Sony Patent Wants to Present Customized Teasers to Players to Entice Purchases

A recently-filed Sony Interactive Entertainment game advertising patent is showing that Sony is probably going to be changing the way they advertise games to people at some point in the near future. While we don’t know exactly where this patent will be implemented, the patent says it’s a better way to advertise to gamers than through demos:

In response to increased competition, video game designers have devised means to provide potential players the ability to play a test level or portion of the video game. Unfortunately, many of these trial or teaser levels are chosen arbitrarily and may not appeal to many players.

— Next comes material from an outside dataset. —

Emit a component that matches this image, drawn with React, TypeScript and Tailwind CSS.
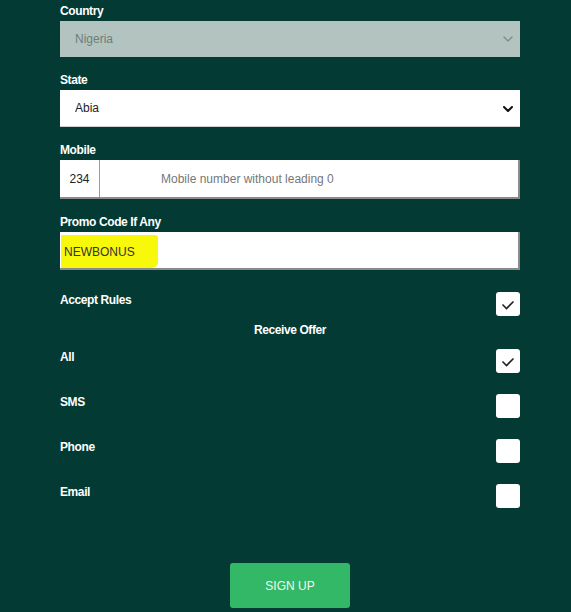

The way that the new patent would operate would be to draw on information that the player seems to prefer, and use that data in order to figure out what games might appeal to the player. If anything, the patent seems to operate similarly to “free trials” of other games, particularly in the phrasing used in its abstract:

Additionally, the systems and methods may prompt the user to purchase the full game at the height or apex of their engagement with the interactive application.

game teaser patent Sony

Free trials have proven to be very successful in boosting the popularity of other games, for example, Square Enix’s MMO game Final Fantasy 14. That game, with a free trial that takes players all the way up to the end of Heavensward, its first expansion, has risen to be one of the world’s greatest and most popular MMORPGs.

Figuring out why players like certain games will be the job of a certain gaming server illustrated in the patent:

In one aspect, the gaming server includes memory and one or more processor to execute or otherwise provide access to one or more games, game data or interactive gaming application stored in the gaming server database. The gaming server also stores user profile data including various user preferences and other data regarding each user.

Hopefully this new Sony game advertising patent will end up being successful for Sony, especially if it turns out to be successful in getting Playstation gamers to buy more games.